The report went on to note that the number of such marriages is increasing annually.

Power struggles

After moving to Beijing in anticipation of the birth of their first child in January 2012, one of the first actions Swift's mother-in-law took was to clear out Swift's kitchen.

She replaced all the ingredients with which Swift had stocked the pantry with her own.

"I was mad. I couldn't find any of the ingredients that I wanted to use," said Swift. "I even yelled at her, which made her angry. She has a brittle temper, like me."

Another thing that bothered Swift was that her mother-in-law would routinely enter her and Guo's bedroom to rearrange their wardrobe.

"I think it's a matter of privacy.

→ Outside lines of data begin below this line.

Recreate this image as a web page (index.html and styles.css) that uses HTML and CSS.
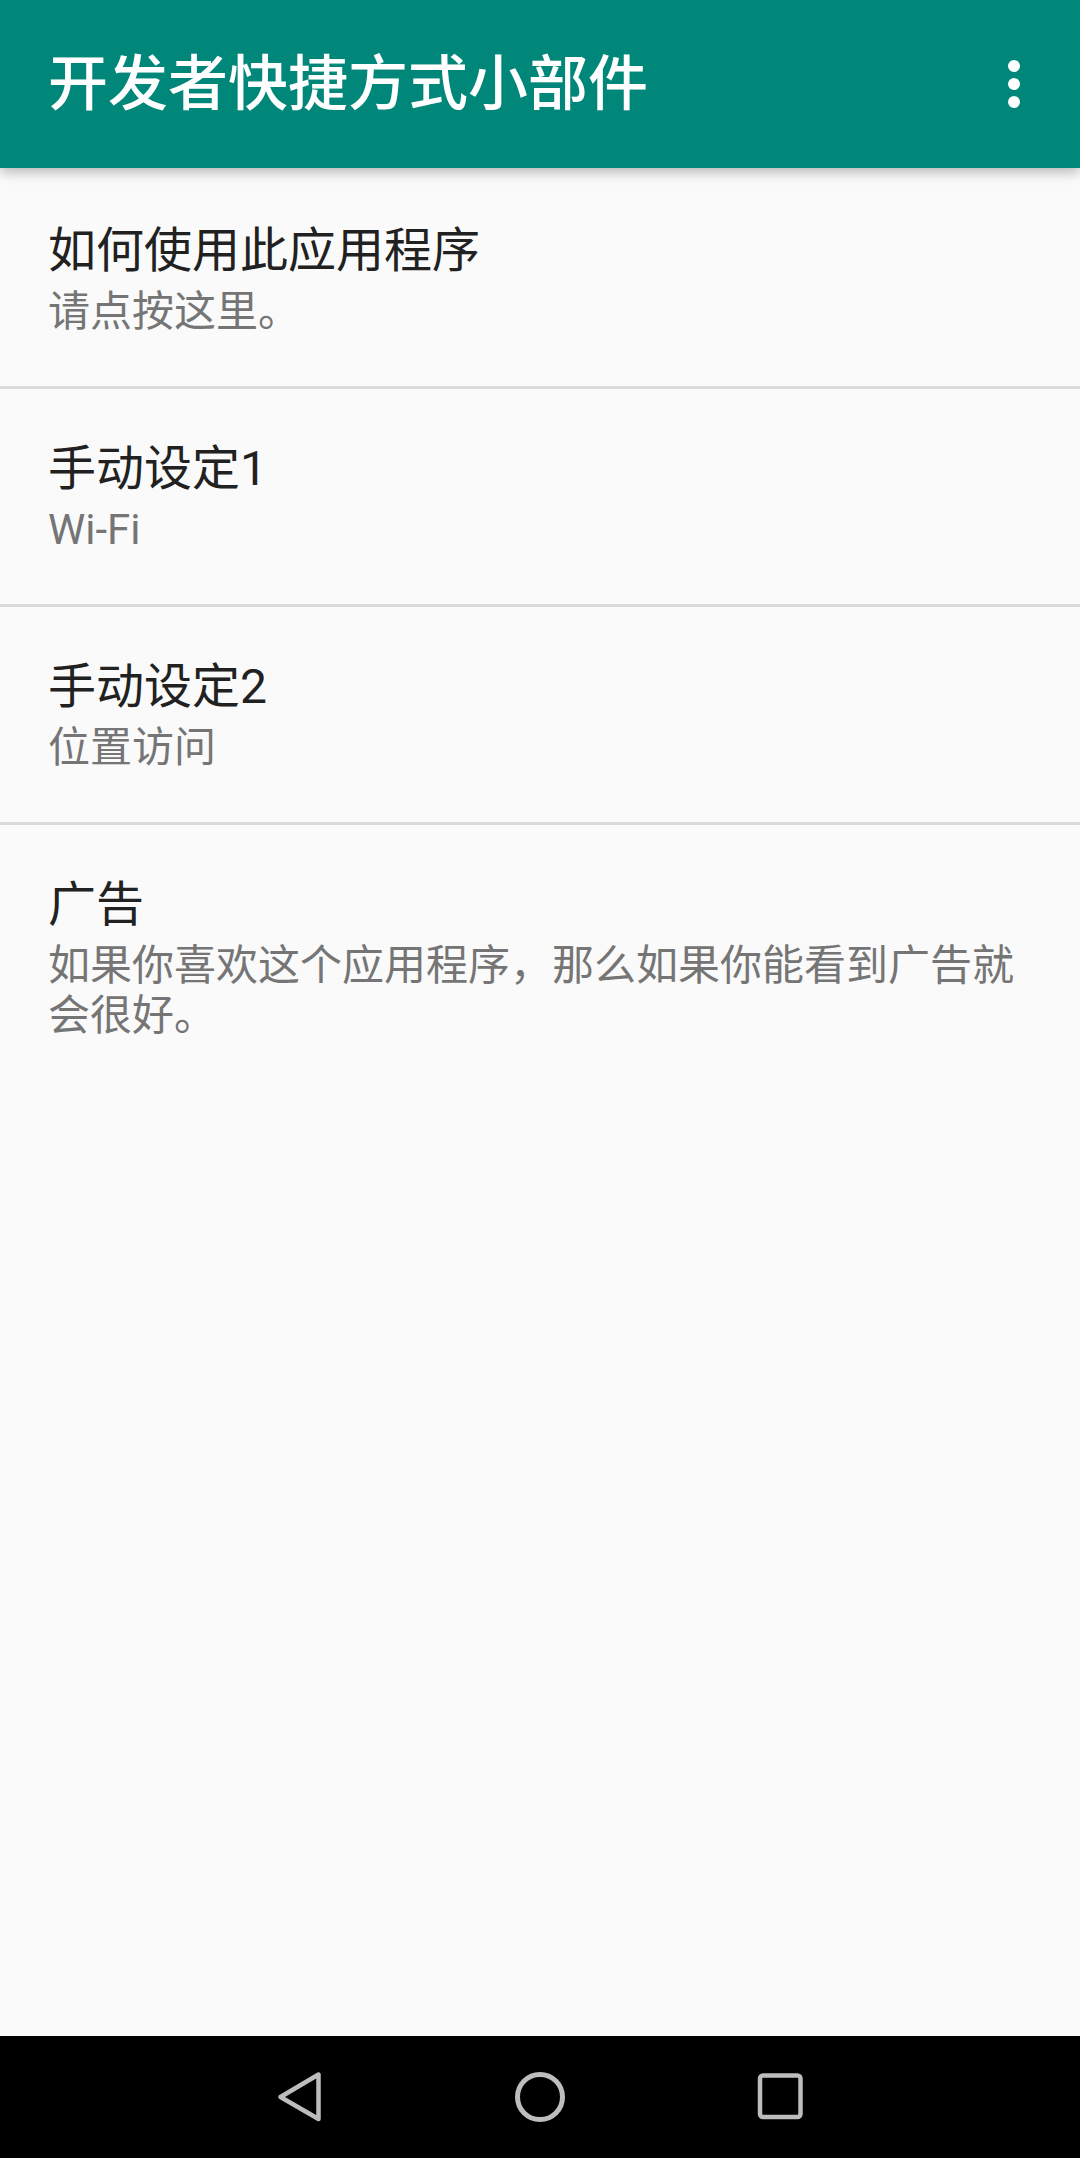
FILE: index.html
```html
<html>
<head>
  <meta charset="utf-8">
  <link rel="stylesheet" href="styles.css">
</head>
<body>
<div class="screen">
  <div class="toolbar">
    <span class="toolbar-title">开发者快捷方式小部件</span>
    <div class="overflow">
      <span class="dot"></span>
      <span class="dot"></span>
      <span class="dot"></span>
    </div>
  </div>

  <div class="prefs">
    <div class="pref">
      <div class="pref-title">如何使用此应用程序</div>
      <div class="pref-summary">请点按这里。</div>
    </div>
    <div class="pref">
      <div class="pref-title">手动设定1</div>
      <div class="pref-summary">Wi-Fi</div>
    </div>
    <div class="pref">
      <div class="pref-title">手动设定2</div>
      <div class="pref-summary">位置访问</div>
    </div>
    <div class="pref last">
      <div class="pref-title">广告</div>
      <div class="pref-summary">如果你喜欢这个应用程序，那么如果你能看到广告就会很好。</div>
    </div>
  </div>

  <div class="navbar">
    <svg class="nav-icon" width="60" height="60" viewBox="0 0 60 60">
      <path d="M48.5 7.5 L48.5 52 L10.5 30 Z" fill="none" stroke="#bdbdbd" stroke-width="4.5" stroke-linejoin="round"/>
    </svg>
    <svg class="nav-icon" width="60" height="60" viewBox="0 0 60 60">
      <circle cx="30" cy="30" r="22.5" fill="none" stroke="#bdbdbd" stroke-width="5"/>
    </svg>
    <svg class="nav-icon" width="60" height="60" viewBox="0 0 60 60">
      <rect x="10" y="8.5" width="40.5" height="41.5" rx="3" fill="none" stroke="#bdbdbd" stroke-width="4.5"/>
    </svg>
  </div>
</div>
</body>
</html>
```

FILE: styles.css
```css
html, body {
  margin: 0;
  padding: 0;
}

body {
  font-family: Roboto, "Noto Sans CJK SC", sans-serif;
  background-color: #fafafa;
}

.screen {
  width: 1080px;
  height: 2158px;
  display: flex;
  flex-direction: column;
  overflow: hidden;
}

.toolbar {
  position: relative;
  z-index: 2;
  height: 168px;
  flex-shrink: 0;
  background-color: #00877a;
  display: flex;
  align-items: center;
  padding-left: 48px;
  box-shadow: 0 4px 12px rgba(0, 0, 0, 0.28);
}

.toolbar-title {
  flex: 1;
  color: #ffffff;
  font-size: 60px;
  font-weight: 500;
  line-height: 80px;
  margin-top: 2px;
}

.overflow {
  width: 132px;
  display: flex;
  flex-direction: column;
  align-items: center;
  gap: 6px;
}

.dot {
  width: 12px;
  height: 12px;
  border-radius: 50%;
  background-color: #ffffff;
}

.prefs {
  flex: 1;
  padding-top: 3px;
  background-color: #fafafa;
}

.pref {
  padding: 48px 48px 49px 48px;
  border-bottom: 3px solid #dadada;
}

.pref.last {
  border-bottom: none;
}

.pref-title {
  font-size: 48px;
  line-height: 64px;
  color: #212121;
}

.pref-summary {
  margin-top: 4px;
  font-size: 42px;
  line-height: 50px;
  color: #757575;
}

.navbar {
  height: 122px;
  flex-shrink: 0;
  background-color: #000000;
  display: flex;
  justify-content: center;
  align-items: center;
  gap: 180px;
}

.nav-icon {
  display: block;
}
```
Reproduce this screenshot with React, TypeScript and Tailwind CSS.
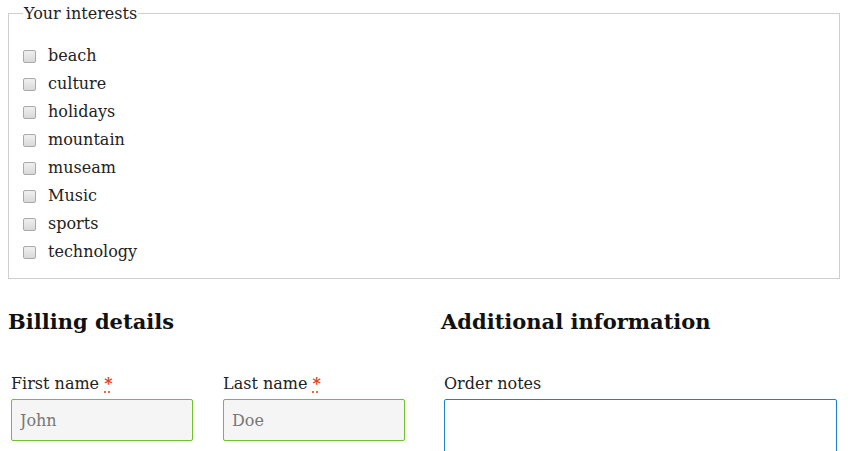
import React from 'react';

const interests = ['beach', 'culture', 'holidays', 'mountain', 'museam', 'Music', 'sports', 'technology'];

const Check = ({ label }: { label: string }) => (
    <label className="flex items-center h-[28px] leading-[28px]">
        <span className="w-[13px] h-[13px] rounded-[2px] border border-solid border-[#a9a9a9] bg-gradient-to-b from-[#f0f0f0] to-[#d9d9d9] shrink-0" />
        <span className="ml-[12px] text-[#222]">{label}</span>
    </label>
);

const Required = () => (
    <abbr title="required" className="text-[#e2401c] underline decoration-dotted decoration-[#e2401c] underline-offset-[3px] font-bold">
        *
    </abbr>
);

export default function App() {
    return (
        <div className="w-[855px] h-[451px] overflow-hidden bg-white text-[16px] text-[#222]" style={{ fontFamily: '"DejaVu Serif", serif' }}>
            <fieldset className="mx-[8px] mt-[1px] w-[832px] border border-solid border-[#cfcfcf] pl-[14px] pr-[12px] pb-[12px]">
                <legend className="px-[1px] leading-[24px] pt-[1px] text-[#222]">Your interests</legend>
                <div className="pt-[16px] flex flex-col">
                    {interests.map((i) => (
                        <Check key={i} label={i} />
                    ))}
                </div>
            </fieldset>

            <div className="flex mx-[8px] mt-[27px]">
                <div className="w-[433px] shrink-0">
                    <h3 className="font-bold text-[21px] leading-[32px] text-[#111]">Billing details</h3>
                    <div className="flex gap-[24px] mt-[34px]">
                        <div className="w-[188px] px-[3px]">
                            <label className="block leading-[24px]">
                                First name <Required />
                            </label>
                            <input
                                placeholder="John"
                                className="mt-[3px] block w-full h-[42px] px-[8px] bg-[#f5f5f5] border border-solid border-[#6dc22e] rounded-[2px] placeholder:text-[#777] outline-none"
                            />
                        </div>
                        <div className="w-[188px] px-[3px]">
                            <label className="block leading-[24px]">
                                Last name <Required />
                            </label>
                            <input
                                placeholder="Doe"
                                className="mt-[3px] block w-full h-[42px] px-[8px] bg-[#f5f5f5] border border-solid border-[#6dc22e] rounded-[2px] placeholder:text-[#777] outline-none"
                            />
                        </div>
                    </div>
                </div>
                <div className="w-[399px] shrink-0">
                    <h3 className="font-bold text-[21px] leading-[32px] text-[#111]">Additional information</h3>
                    <div className="mt-[34px] px-[3px]">
                        <label className="block leading-[24px]">Order notes</label>
                        <textarea className="mt-[3px] block w-full h-[80px] border border-solid border-[#1e7fd1] rounded-[2px] outline-none resize-none" />
                    </div>
                </div>
            </div>
        </div>
    );
}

In China, people associate privacy with secrecy. But where I'm from, privacy is not about keeping secrets from someone, it's about having one's private space and time," said Swift. "Although I knew a bit about Chinese etiquette, my mother-in-law knew nothing about Western etiquettes or customs."

Swift said she frequently got into fights with her mother-in-law over such issues, but after a while, she decided to take a different tack.

"Later on, I tried to avoid having direct confrontations with my mother-in-law. I began to adopt a milder approach," said Swift. She gave the example of her mother-in-law telling her children that if they behave badly, they will be taken away by a big, bad wolf. Swift disagrees with telling children such fibs to win their obedience, but instead of confronting her mother-in-law about it, Swift said, she now simply speaks to the children in English, to tell them that there is no wolf, but their grandmother's intentions are good and that they should be good girls.

"These tactics are more effective," said Swift. "[My mother-in-law] knows that I have different opinions to her, but a softer approach is easier for her to accept."

Great expectations

Militonyan Nune, originally from Armenia, married her Chinese husband, Deng Zhonggang, in 1996. They had met the year before, when Deng went to Armenia to work as a farmer.

After giving birth to a pair of twin daughters, Deng persuaded Nune to move back with him to his hometown, a small rural village in Weihai, Shandong Province.

Immediately, her mother-in-law expected her to contribute to domestic chores and to work in the fields.